▶ _Data block_
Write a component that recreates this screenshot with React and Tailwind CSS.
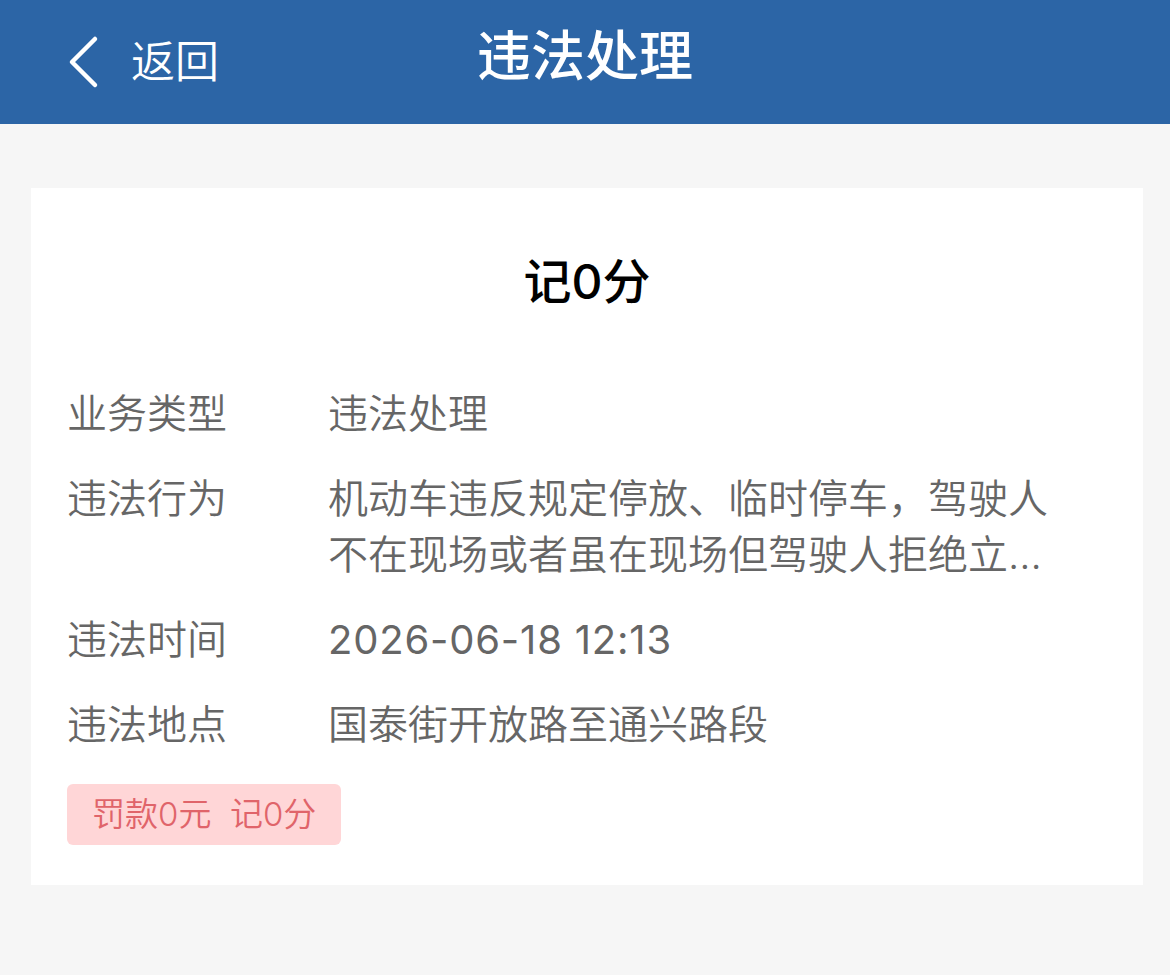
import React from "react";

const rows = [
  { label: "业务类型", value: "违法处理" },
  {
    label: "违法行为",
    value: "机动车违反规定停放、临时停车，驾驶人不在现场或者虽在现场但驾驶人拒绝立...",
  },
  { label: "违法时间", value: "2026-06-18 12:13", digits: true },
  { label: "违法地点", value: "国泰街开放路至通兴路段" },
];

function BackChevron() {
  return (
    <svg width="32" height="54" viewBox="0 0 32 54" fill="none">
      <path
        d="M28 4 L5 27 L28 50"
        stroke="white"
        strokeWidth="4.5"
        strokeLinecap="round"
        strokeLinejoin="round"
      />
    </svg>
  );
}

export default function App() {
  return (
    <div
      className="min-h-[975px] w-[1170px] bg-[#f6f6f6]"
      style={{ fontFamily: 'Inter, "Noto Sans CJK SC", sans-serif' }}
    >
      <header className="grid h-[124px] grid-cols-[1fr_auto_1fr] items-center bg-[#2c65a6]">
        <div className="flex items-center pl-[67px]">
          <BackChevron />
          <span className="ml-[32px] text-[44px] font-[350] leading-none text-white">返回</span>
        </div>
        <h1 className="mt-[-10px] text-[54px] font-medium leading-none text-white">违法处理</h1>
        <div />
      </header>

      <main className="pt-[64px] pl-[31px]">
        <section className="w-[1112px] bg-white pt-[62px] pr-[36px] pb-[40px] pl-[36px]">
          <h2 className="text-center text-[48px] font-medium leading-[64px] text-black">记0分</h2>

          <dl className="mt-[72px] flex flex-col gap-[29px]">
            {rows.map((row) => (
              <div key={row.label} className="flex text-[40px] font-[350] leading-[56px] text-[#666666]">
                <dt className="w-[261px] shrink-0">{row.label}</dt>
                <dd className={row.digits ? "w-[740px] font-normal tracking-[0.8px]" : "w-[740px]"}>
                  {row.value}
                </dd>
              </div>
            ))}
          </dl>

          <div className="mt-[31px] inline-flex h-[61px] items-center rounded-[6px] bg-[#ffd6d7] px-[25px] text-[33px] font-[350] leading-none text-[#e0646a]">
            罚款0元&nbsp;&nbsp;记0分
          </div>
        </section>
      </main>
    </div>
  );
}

▶ _Do this_
Leave the pictures out and output the rest of the listing exactly.

▶ _Task response_
Write a component that recreates this screenshot with React and Tailwind CSS.
import React from "react";

const rows = [
  { label: "业务类型", value: "违法处理" },
  {
    label: "违法行为",
    value: "机动车违反规定停放、临时停车，驾驶人不在现场或者虽在现场但驾驶人拒绝立...",
  },
  { label: "违法时间", value: "2026-06-18 12:13", digits: true },
  { label: "违法地点", value: "国泰街开放路至通兴路段" },
];

function BackChevron() {
  return (
    <svg width="32" height="54" viewBox="0 0 32 54" fill="none">
      <path
        d="M28 4 L5 27 L28 50"
        stroke="white"
        strokeWidth="4.5"
        strokeLinecap="round"
        strokeLinejoin="round"
      />
    </svg>
  );
}

export default function App() {
  return (
    <div
      className="min-h-[975px] w-[1170px] bg-[#f6f6f6]"
      style={{ fontFamily: 'Inter, "Noto Sans CJK SC", sans-serif' }}
    >
      <header className="grid h-[124px] grid-cols-[1fr_auto_1fr] items-center bg-[#2c65a6]">
        <div className="flex items-center pl-[67px]">
          <BackChevron />
          <span className="ml-[32px] text-[44px] font-[350] leading-none text-white">返回</span>
        </div>
        <h1 className="mt-[-10px] text-[54px] font-medium leading-none text-white">违法处理</h1>
        <div />
      </header>

      <main className="pt-[64px] pl-[31px]">
        <section className="w-[1112px] bg-white pt-[62px] pr-[36px] pb-[40px] pl-[36px]">
          <h2 className="text-center text-[48px] font-medium leading-[64px] text-black">记0分</h2>

          <dl className="mt-[72px] flex flex-col gap-[29px]">
            {rows.map((row) => (
              <div key={row.label} className="flex text-[40px] font-[350] leading-[56px] text-[#666666]">
                <dt className="w-[261px] shrink-0">{row.label}</dt>
                <dd className={row.digits ? "w-[740px] font-normal tracking-[0.8px]" : "w-[740px]"}>
                  {row.value}
                </dd>
              </div>
            ))}
          </dl>

          <div className="mt-[31px] inline-flex h-[61px] items-center rounded-[6px] bg-[#ffd6d7] px-[25px] text-[33px] font-[350] leading-none text-[#e0646a]">
            罚款0元&nbsp;&nbsp;记0分
          </div>
        </section>
      </main>
    </div>
  );
}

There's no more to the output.